Now considering that an unskilled team gets 10c per log and a skilled team gets 6c per log, it impresses me that the skilled loggers lose 4c on every log they cut. On 50 logs they los $2. Two dollars United States money is lost every day to the skilled sawyers for no other reason than skill—efficiency. 

Skill is a terrible thing for a poor man to be afflicted with and, for the life of me, I cannot see how a lumbcrjack can afford to be so skillful—in a hundred days die loses $200; in a year he loses $626; in a hundred years he loses $62,600. That is: he helps to lose this amount—his partner loses the other half. Sixty-two thousand, six hundred dollars is lost in a short period of a hundred years—all because “he” is a little more skillful than is the other “team.” Thus, under this system, skill is not a paying proposition—skill is not rewarded in this case nor in any case I know of. 

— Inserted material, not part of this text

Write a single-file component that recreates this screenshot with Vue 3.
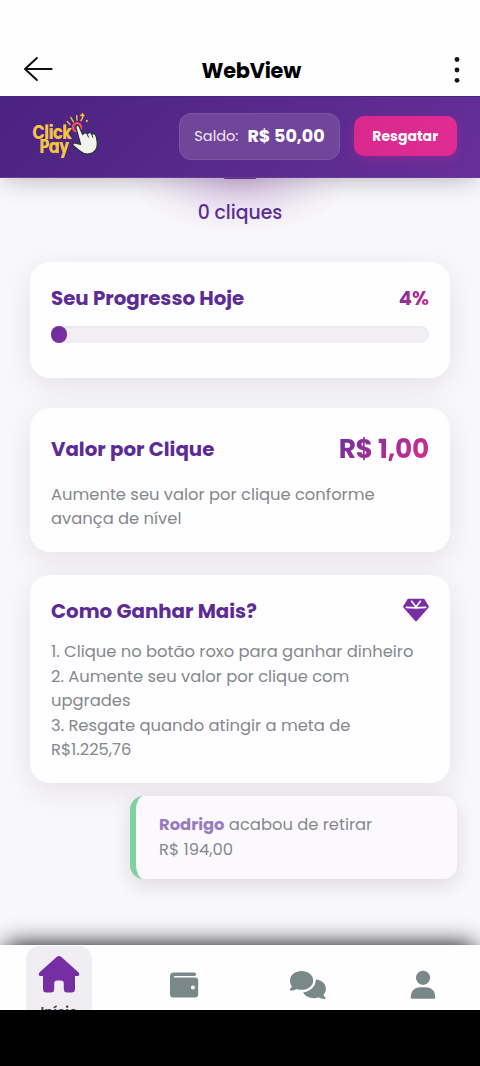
<script setup>
const steps = [
  '1. Clique no botão roxo para ganhar dinheiro',
  '2. Aumente seu valor por clique com',
  'upgrades',
  '3. Resgate quando atingir a meta de',
  'R$1.225,76',
]
</script>

<template>
  <div class="screen">
    <div class="appbar">
      <svg class="back" viewBox="0 0 30 26" width="30" height="26">
        <path d="M13.9 2 L2 13 L13.9 24 M2.2 13 H28.6" />
      </svg>
      <h1 class="appbar-title">WebView</h1>
      <svg class="more" viewBox="0 0 8 30" width="8" height="30">
        <circle cx="4" cy="4.5" r="2.4" /><circle cx="4" cy="15" r="2.4" /><circle cx="4" cy="25.3" r="2.4" />
      </svg>
    </div>

    <header class="header">
      <svg class="logo" viewBox="0 0 70 50" width="70" height="50">
        <text x="3.2" y="30.3" textLength="39" lengthAdjust="spacingAndGlyphs">Click</text>
        <text x="10.2" y="44.3" textLength="29" lengthAdjust="spacingAndGlyphs">Pay</text>
        <path class="rays" d="M37.2 12.5 L40 15.4 M40.8 8.4 L43.4 12.8 M46.7 6.6 L47 11.2 M53 8 L50.8 11.8" />
        <path class="spark" d="M52.4 3.4 l1 1.8 1.8 1 -1.8 1 -1 1.8 -1 -1.8 -1.8 -1 1.8 -1z M56.8 10.5 l1.4 1.4 -1.4 1.4 -1.4 -1.4z" />
        <circle class="ring" cx="47" cy="18.2" r="4.1" />
        <path class="hand" d="M46 18.8 C45.2 16.3 48.2 15.4 49.2 17.7 L52.7 25.6 C53.3 23.8 56.4 23.1 57.4 25.3 C58.8 22.8 61.4 23.3 61.8 25.3 C64.4 23.5 66 26.1 66.6 28.8 C68 35 67.7 41.3 62.6 43.9 C57.4 46.3 52.4 44.2 49.4 41.7 L43.4 36.8 C42 35.3 43.4 33.5 45.5 34.1 L50.6 35.3 Z" />
        <path class="fingers" d="M57.4 25.5 l1.2 3 M61.8 25.5 l1.2 3.2" />
      </svg>
      <div class="balance"><span class="balance-label">Saldo:</span><strong class="balance-value">R$ 50,00</strong></div>
      <button class="redeem"><span>Resgatar</span></button>
    </header>

    <main class="content">
      <div class="glow"></div>
      <div class="button-edge"></div>
      <p class="clicks"><span>0 cliques</span></p>

      <section class="card progress-card">
        <div class="row">
          <h2>Seu Progresso Hoje</h2>
          <span class="percent">4%</span>
        </div>
        <div class="track"><div class="fill"></div></div>
      </section>

      <section class="card value-card">
        <div class="row">
          <h2>Valor por Clique</h2>
          <span class="amount">R$ 1,00</span>
        </div>
        <p class="body">Aumente seu valor por clique conforme<br />avança de nível</p>
      </section>

      <section class="card how-card">
        <div class="row">
          <h2>Como Ganhar Mais?</h2>
          <svg class="gem" viewBox="0 0 26 24" width="26" height="24">
            <path class="gem-fill" d="M5.6 .8 H20.4 Q21.2 .8 21.7 1.5 L25.6 8.1 Q26.1 9 25.4 9.8 L14 22.8 Q13 23.9 12 22.8 L.6 9.8 Q-.1 9 .4 8.1 L4.3 1.5 Q4.8 .8 5.6 .8Z" />
            <path class="gem-line" d="M3.3 9.4 Q13 10.3 22.7 9.4 M8.6 3.2 L12.6 8.6 M17.4 3.2 L13.4 8.6" />
          </svg>
        </div>
        <p class="body"><span v-for="step in steps" :key="step" class="line">{{ step }}</span></p>
      </section>

      <aside class="toast">
        <p class="body"><span class="line"><strong>Rodrigo</strong> acabou de retirar</span><span class="line">R$ 194,00</span></p>
      </aside>
    </main>

    <nav class="nav">
      <a class="tab active">
        <svg viewBox="0 0 42 38" width="42" height="38">
          <path d="M18.9 1.8 Q21 .1 23.1 1.8 L40.4 17.2 Q42.2 19.4 40.2 21 H37 V34 Q37 37.5 33.5 37.5 H29.2 Q25.8 37.5 25.8 34 V28.7 Q25.8 25.6 22.8 25.6 H19.2 Q16.2 25.6 16.2 28.7 V34 Q16.2 37.5 12.8 37.5 H8.5 Q5 37.5 5 34 V21 H1.8 Q-.2 19.4 1.6 17.2Z" />
        </svg>
        <span class="tab-label">Início</span>
      </a>
      <a class="tab wallet">
        <svg viewBox="0 0 30 28" width="30" height="28">
          <path fill-rule="evenodd" d="M5 1.5 H25.4 Q27.2 1.5 27.2 3.2 T25.4 4.9 H5.8 Q4.8 4.9 4.8 5.7 T5.8 6.6 H26.2 Q29.2 6.6 29.2 9.6 V23 Q29.2 26.5 25.7 26.5 H4.5 Q1 26.5 1 23 V5.4 Q1 1.5 5 1.5Z M23.9 14.5 A2 2 0 1 0 23.9 18.5 A2 2 0 1 0 23.9 14.5Z" />
        </svg>
      </a>
      <a class="tab chat">
        <svg viewBox="0 0 38 30" width="38" height="30">
          <path d="M26.8 9.4 C32.7 9.9 36.9 13.8 36.9 18.7 C36.9 21 36 23.1 34.4 24.8 C35 26.2 35.7 27 36.3 27.6 C36.9 28.2 36.7 29 35.8 29 C33.4 29 31.3 28.3 29.6 27.3 C28.2 27.9 26.6 28.2 24.9 28.2 C19.9 28.2 15.8 25.8 14.1 22.3 C21.2 21.4 26.9 16.6 26.8 9.4Z" />
          <path d="M12.6 1.1 C19 1.1 24.2 5.2 24.2 10.4 S19 19.8 12.6 19.8 C10.8 19.8 9.1 19.4 7.6 18.9 C5.9 20 3.8 20.6 1.5 20.6 C.7 20.6 .5 19.9 1 19.3 C1.8 18.4 2.5 17.4 2.9 16.3 C1.7 14.7 1 12.7 1 10.4 C1 5.2 6.2 1.1 12.6 1.1Z" />
        </svg>
      </a>
      <a class="tab user">
        <svg viewBox="0 0 26 30" width="26" height="30">
          <circle cx="13" cy="7.8" r="7.1" />
          <path d="M10.2 17.3 H15.8 C21.4 17.3 25.2 21.4 25.2 26.6 V27.6 Q25.2 28.8 24 28.8 H2 Q.8 28.8 .8 27.6 V26.6 C.8 21.4 4.6 17.3 10.2 17.3Z" />
        </svg>
      </a>
    </nav>
    <div class="system"></div>
  </div>
</template>

<style>
body { margin: 0; background: #000; }
</style>

<style scoped>
* { box-sizing: border-box; }
h1, h2, p { margin: 0; }
.screen {
  width: 480px; height: 1066px; display: flex; flex-direction: column; overflow: hidden;
  background: #f8f7fa; font-family: Poppins, Inter, "Open Sans", sans-serif;
}
.appbar {
  height: 96px; flex: none; padding: 44px 19px 0 23px; background: #fefefe;
  display: flex; justify-content: space-between; align-items: center; z-index: 3;
}
.back { fill: none; stroke: #111; stroke-width: 2; stroke-linecap: round; stroke-linejoin: round; position: relative; top: -1px; }
.appbar-title { font-size: 20.8px; line-height: 26px; font-weight: 700; letter-spacing: -0.2px; color: #000; padding: 2px 3.5px 0 0; }
.more { fill: #111; }
.header {
  height: 81.5px; flex: none; padding: 0 23px 1px 30px; display: flex; align-items: center; z-index: 2;
  background: linear-gradient(135deg, #4a2280 0%, #552889 40%, #672f9b 100%);
  border-top: 1px solid #49267d; border-bottom: 1px solid #6d3b97;
  box-shadow: 0 4px 26px -4px rgba(35, 25, 55, .34);
}
.logo { margin-right: auto; margin-bottom: 5px; }
.logo text { font-size: 18.5px; font-weight: 600; fill: #f4cf20; filter: drop-shadow(-1px 0 0 #dd8cc4); }
.rays { fill: none; stroke: #f4bd2e; stroke-width: 1.4; stroke-linecap: round; }
.spark { fill: #f5bd35; }
.ring { fill: #92305f; stroke: #ee5267; stroke-width: 2.3; }
.hand { fill: #f1f2ea; stroke: #263440; stroke-width: 1.3; stroke-linejoin: round; }
.fingers { fill: none; stroke: #263440; stroke-width: 1; }
.balance {
  width: 161px; height: 47px; margin-right: 13.5px; border: 1px solid #7d56a6; border-radius: 12px;
  background: #70469a; color: #fff; display: flex; align-items: center; justify-content: center; gap: 9px;
  white-space: nowrap;
}
.balance-label { font-size: 14.5px; color: #f4e9f9; }
.balance-value { font-size: 17.5px; font-weight: 700; }
.redeem {
  width: 103.5px; height: 40px; padding: 0; border: 0; border-radius: 10px; background: linear-gradient(100deg, #d9298e, #df2c92);
  box-shadow: 0 4px 12px rgba(217, 40, 143, .28); color: #fff; font: inherit; font-size: 14px; font-weight: 700;
}
.content { flex: 1; min-height: 0; position: relative; padding: 0 30px; display: flex; flex-direction: column; }
.glow {
  position: absolute; left: 130px; top: -56px; width: 220px; height: 112px;
  background: radial-gradient(closest-side, rgba(142, 68, 173, .3), rgba(142, 68, 173, .15) 45%, rgba(142, 68, 173, .05) 75%, rgba(142, 68, 173, 0));
}
.button-edge { position: absolute; left: 224px; top: 0; width: 32px; height: 1.5px; background: #5a3185; border-radius: 0 0 16px 16px; z-index: 3; }
.clicks { position: relative; height: 26px; margin: 22.5px 0 36px; text-align: center; font-size: 18.8px; line-height: 26px; font-weight: 500; color: #5b2d91; }
.card { flex: none; position: relative; background: #fefdff; border-radius: 20px; padding: 0 21px; box-shadow: 0 8px 30px rgba(40, 25, 50, .09); }
.progress-card { height: 116px; padding-top: 21px; margin-bottom: 30px; }
.value-card { height: 144px; padding-top: 23px; margin-bottom: 23px; }
.how-card { height: 208px; padding-top: 21px; }
.row { display: flex; justify-content: space-between; align-items: center; white-space: nowrap; }
.progress-card .row, .how-card .row { height: 30px; }
.value-card .row { height: 36px; }
h2 { font-size: 19.8px; line-height: 30px; font-weight: 700; color: #5c2c94; }
.percent, .amount { background: linear-gradient(135deg, #6c2fa0, #d92d8b); background-clip: text; -webkit-background-clip: text; color: transparent; font-weight: 700; }
.percent { font-size: 19.6px; }
.amount { font-size: 26.5px; letter-spacing: -0.3px; }
.track { margin-top: 13px; height: 17px; border-radius: 9px; background: #f2f0f3; box-shadow: inset 0 1px 3px rgba(40, 30, 50, .06); }
.fill { width: 4.2%; height: 17px; border-radius: 9px; background: linear-gradient(135deg, #692d9e, #8230a4); }
.body { font-size: 16.35px; line-height: 24.5px; color: #85888c; white-space: nowrap; }
.line { display: block; }
.value-card .body { margin-top: 15.6px; }
.how-card .body { margin-top: 14px; }
.gem { position: relative; top: -1px; }
.gem-fill { fill: #7a2ea3; }
.gem-line { fill: none; stroke: #fefdff; stroke-width: 1.6; stroke-linecap: round; }
.toast {
  position: absolute; left: 130px; top: 618.3px; width: 327px; height: 83.5px; padding: 17.3px 0 0 23px;
  border-left: 6px solid #7fd29d; border-radius: 14px; background: #fbf9fd; box-shadow: 0 6px 20px rgba(40, 25, 60, .13);
}
.toast strong { color: #987bbc; font-weight: 700; }
.nav {
  height: 65px; flex: none; position: relative; background: #fefdff; display: flex;
  align-items: flex-start; padding: 1px 0 0 26px; box-shadow: 0 -6px 24px -6px #000; z-index: 2;
}
.tab { height: 64px; display: flex; justify-content: center; align-items: center; padding-top: 13px; fill: #7b8889; }
.tab svg { flex: none; }
.wallet { margin-left: 77px; }
.chat { margin-left: 90px; }
.user { margin-left: 82.5px; }
.tab.active { width: 66px; flex-direction: column; justify-content: flex-start; padding-top: 9px; background: #f0edf3; border-radius: 13px 13px 0 0; fill: #762fa3; overflow: hidden; }
.tab-label { flex: none; margin-top: 9.5px; font-size: 13.5px; line-height: 20px; font-weight: 600; color: #41364a; }
.system { height: 56px; flex: none; background: #000; position: relative; z-index: 4; }
</style>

You may be getting twice as much as a “common laborer” receives, still you are defrauded of a part of your living. 

A very common laborer gets about one-third of a living wage. A semi-skilled worker gets over half a living. A skilled worker gets almost a living. An expert workman gets a semi-decent living. A technical expert gets a fairly decent living. But the one arid only “liver” in this world is the parasite—who never works. 

Three and one-half pounds of rib-roast, for Sunday’s dinner, is a momentous problem with a mechanic’s wife—and invariably you will find here ordering a pound of chopped meat (hamburger) as a compromise. 

From the top to the bottom, bottom to the top we need labor organization—a one big union of all indusrial workers. 

The need is to combat capitalism’s efforts to deprive us of the “necessaries” of life. 

Day by day capitalism tells us what to eat, where to eat, where to sleep and where and when to die. We are instructed as to “what to wear.” We are told what unionism is acceptable to the boss—capital! 

Every day in every way capitalism is fastening its “say-so” on us. The packers have an absolute voice in “how much meat you will eat with serial sausages.” 

The woolen trust tells you today how much burlap you must wear with your new overcoat—but why continue? 

For forty years you’ve been trying to get together (in craft unions) through your agents, “Powderly’s, Keefe’s and Gompers. Why not take matters into your own hands and spend 40 minutes joining the Wobblies — The Industrial Workers of the World? 

Capitalism can no longer reward its friends. It is looking for a way out—in war? 
War cannot relieve capitalism unless it is so arranged that it will reduce the per capita of the exploiting class. The number of our “dependents” is too great for us to support. Some parasites must go to the front!— (T-Bone Slim). 

P. S. —Mind your fellow worker, logger, I forgot to tell you (in the body of this article) that the $62,600 you lose every 100 years can all be saved if you will organize and slow down on the job to such an extent that you give the boss only the full product of his wages. Also: Don’t worry about anybody building a fence around the world—they may run barbwire through our woods but when they start fencing the old globe they will find the law has been changed to read: The World and all its possessions belongs to the Workers of the World. 
Hurrah! I see it, I see it coming. 
“Let ‘em gom”—pay day. 
When the boss starts hollering for the full product of his toil, and proves the toil, the day is come!—(T-B. S.) 

Through an error in proof reading or typesetting, the last line of T-Bone Slim’s article in last issue, was made to read, “The Steel Workers are organized.” It should have been, “The Steel Workers are NOT organized.”